**Given data:**

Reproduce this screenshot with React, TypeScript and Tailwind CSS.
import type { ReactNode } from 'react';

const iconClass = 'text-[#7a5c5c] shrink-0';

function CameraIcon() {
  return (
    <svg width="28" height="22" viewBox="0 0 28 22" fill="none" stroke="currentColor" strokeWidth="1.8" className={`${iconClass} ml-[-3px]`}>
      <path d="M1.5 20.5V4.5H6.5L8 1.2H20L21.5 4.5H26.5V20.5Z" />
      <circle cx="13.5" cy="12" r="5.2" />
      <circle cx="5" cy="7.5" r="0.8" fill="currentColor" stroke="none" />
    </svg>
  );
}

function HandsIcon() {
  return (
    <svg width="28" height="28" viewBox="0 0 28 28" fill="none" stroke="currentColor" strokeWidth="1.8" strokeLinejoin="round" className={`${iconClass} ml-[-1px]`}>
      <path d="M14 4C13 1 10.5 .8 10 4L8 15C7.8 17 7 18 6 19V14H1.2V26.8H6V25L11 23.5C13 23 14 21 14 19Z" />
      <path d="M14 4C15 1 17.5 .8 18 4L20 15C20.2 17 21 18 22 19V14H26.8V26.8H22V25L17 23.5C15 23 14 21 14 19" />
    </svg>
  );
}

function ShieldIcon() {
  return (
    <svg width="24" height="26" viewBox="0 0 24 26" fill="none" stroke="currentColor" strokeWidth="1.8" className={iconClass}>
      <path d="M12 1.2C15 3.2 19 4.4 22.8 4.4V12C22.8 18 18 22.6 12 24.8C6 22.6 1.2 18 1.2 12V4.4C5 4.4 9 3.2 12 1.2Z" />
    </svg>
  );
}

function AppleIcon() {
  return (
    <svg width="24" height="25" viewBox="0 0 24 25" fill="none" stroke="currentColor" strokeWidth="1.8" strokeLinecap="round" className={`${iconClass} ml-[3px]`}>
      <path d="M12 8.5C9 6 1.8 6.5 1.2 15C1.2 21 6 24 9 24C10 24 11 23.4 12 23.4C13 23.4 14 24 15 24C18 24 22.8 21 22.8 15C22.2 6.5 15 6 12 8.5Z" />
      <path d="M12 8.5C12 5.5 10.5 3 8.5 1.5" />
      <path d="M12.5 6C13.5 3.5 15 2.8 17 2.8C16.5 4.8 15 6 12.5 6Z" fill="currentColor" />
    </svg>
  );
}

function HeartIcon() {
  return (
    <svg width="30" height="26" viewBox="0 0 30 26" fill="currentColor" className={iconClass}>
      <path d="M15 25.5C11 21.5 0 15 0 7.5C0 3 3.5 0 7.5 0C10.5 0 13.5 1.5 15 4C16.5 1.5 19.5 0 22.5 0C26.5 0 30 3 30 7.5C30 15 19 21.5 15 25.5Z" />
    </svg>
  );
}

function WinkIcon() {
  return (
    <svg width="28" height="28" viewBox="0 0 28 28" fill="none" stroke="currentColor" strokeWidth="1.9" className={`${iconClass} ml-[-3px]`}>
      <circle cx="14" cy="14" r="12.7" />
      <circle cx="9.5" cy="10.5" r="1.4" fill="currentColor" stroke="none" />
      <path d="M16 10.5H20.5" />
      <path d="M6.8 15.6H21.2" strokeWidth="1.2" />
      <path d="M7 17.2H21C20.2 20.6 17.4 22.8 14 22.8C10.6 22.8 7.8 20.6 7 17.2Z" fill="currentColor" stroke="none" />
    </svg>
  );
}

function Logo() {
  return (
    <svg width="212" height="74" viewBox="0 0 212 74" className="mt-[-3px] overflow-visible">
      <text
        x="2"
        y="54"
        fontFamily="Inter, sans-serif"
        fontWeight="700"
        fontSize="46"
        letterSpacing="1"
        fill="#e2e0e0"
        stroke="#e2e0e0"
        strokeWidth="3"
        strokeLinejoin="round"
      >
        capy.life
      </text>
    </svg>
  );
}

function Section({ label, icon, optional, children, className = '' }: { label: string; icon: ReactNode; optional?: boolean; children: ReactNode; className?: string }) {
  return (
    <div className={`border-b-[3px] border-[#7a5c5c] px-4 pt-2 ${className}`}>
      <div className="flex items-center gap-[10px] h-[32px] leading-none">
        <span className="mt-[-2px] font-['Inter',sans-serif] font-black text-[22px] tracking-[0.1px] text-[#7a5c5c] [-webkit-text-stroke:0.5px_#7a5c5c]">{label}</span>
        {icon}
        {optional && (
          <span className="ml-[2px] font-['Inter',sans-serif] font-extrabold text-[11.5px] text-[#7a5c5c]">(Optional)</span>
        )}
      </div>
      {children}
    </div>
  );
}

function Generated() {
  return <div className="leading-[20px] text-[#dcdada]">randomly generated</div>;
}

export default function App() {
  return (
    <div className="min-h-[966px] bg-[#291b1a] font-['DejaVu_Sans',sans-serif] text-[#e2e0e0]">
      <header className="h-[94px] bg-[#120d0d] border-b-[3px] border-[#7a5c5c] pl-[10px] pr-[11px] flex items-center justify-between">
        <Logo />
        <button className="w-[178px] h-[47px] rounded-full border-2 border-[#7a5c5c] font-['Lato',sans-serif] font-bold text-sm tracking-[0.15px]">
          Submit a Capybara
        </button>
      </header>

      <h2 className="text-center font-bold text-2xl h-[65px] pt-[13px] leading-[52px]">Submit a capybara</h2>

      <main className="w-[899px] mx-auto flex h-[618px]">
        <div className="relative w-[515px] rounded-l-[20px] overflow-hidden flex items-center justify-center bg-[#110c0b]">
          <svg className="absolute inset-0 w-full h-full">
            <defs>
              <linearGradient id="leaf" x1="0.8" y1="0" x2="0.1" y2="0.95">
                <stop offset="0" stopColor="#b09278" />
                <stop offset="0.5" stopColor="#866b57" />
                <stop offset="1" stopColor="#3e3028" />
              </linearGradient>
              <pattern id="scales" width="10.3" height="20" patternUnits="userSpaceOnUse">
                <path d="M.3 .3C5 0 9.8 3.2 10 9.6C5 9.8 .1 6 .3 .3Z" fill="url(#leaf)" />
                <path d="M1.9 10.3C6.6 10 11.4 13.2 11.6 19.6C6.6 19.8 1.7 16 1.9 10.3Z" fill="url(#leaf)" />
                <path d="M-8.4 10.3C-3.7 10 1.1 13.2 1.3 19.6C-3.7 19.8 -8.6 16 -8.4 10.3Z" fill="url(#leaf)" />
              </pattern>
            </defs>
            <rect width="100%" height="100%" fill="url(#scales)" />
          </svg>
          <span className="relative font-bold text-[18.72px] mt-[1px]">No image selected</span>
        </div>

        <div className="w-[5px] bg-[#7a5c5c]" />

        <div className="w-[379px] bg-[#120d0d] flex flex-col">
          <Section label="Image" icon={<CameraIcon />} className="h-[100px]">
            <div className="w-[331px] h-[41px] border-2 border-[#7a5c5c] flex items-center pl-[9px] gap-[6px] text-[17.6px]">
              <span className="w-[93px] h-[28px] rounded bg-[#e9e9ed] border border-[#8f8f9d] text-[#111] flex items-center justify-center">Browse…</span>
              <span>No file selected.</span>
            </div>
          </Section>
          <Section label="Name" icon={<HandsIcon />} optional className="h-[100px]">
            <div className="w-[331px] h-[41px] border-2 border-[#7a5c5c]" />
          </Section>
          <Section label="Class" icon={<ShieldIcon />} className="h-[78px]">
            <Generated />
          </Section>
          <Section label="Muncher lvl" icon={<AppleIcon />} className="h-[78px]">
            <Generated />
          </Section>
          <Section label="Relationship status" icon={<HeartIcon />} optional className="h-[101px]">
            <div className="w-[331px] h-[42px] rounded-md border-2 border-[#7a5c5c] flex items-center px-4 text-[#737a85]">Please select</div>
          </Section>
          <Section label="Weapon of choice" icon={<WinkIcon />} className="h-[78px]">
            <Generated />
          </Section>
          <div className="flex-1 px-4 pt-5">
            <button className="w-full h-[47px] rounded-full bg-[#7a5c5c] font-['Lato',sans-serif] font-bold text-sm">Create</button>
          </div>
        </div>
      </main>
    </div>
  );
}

---

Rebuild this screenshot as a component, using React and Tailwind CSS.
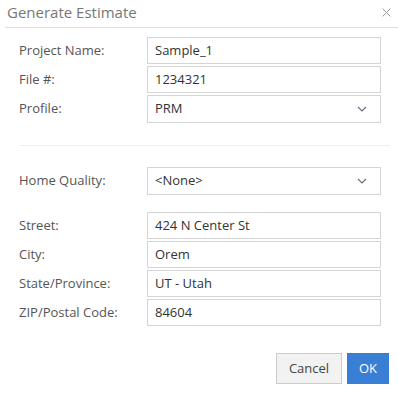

**Your instructions:** Using the listing above, show each line holding the string "Tailwind".

**Result below:**
Reproduce this screenshot with React, TypeScript and Tailwind CSS.
Rebuild this screenshot as a component, using React and Tailwind CSS.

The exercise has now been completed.